STATED GOAL: Look for "this" in the listing below. Gather each line that contains it.
[Start GIVEN RECORDS]
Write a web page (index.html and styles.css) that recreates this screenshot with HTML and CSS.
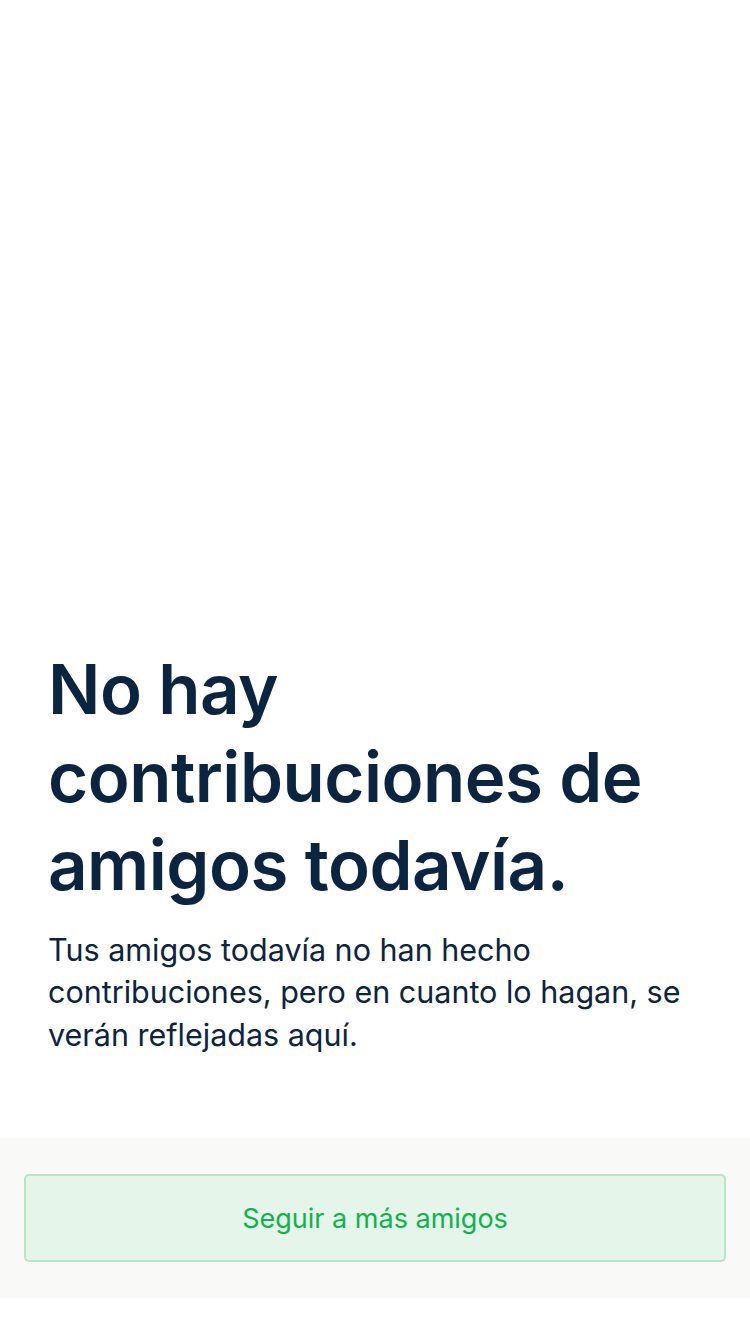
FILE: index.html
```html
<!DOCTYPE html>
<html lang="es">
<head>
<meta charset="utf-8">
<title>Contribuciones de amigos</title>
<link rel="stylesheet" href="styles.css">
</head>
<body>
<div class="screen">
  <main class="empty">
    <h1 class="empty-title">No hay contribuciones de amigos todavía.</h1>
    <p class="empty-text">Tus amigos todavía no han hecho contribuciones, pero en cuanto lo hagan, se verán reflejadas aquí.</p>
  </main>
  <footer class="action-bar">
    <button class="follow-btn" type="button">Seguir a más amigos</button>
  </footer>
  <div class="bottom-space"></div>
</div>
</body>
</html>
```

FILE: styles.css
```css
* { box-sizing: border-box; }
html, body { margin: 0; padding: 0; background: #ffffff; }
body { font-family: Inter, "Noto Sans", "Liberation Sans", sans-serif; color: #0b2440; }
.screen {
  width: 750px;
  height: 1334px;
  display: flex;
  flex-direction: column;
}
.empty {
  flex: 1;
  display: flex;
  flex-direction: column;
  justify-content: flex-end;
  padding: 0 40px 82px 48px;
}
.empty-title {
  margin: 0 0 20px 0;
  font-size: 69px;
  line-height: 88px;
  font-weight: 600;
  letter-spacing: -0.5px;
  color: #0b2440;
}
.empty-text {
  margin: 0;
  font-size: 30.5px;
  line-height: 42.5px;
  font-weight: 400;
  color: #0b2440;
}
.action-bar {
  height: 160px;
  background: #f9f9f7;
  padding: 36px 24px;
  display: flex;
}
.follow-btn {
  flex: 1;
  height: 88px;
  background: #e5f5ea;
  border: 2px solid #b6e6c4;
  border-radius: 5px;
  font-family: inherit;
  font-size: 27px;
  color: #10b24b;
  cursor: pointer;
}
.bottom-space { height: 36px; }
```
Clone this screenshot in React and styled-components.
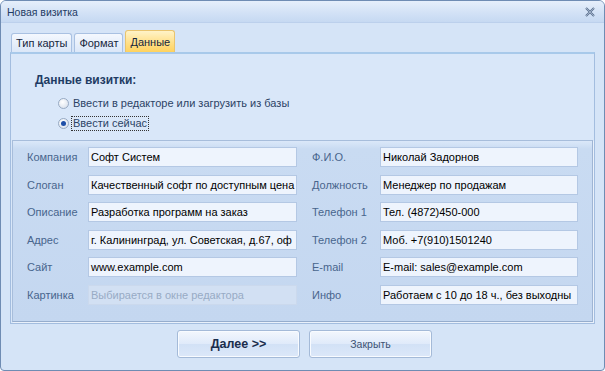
[End GIVEN RECORDS]
RESPONSE:
Write a web page (index.html and styles.css) that recreates this screenshot with HTML and CSS.
Clone this screenshot in React and styled-components.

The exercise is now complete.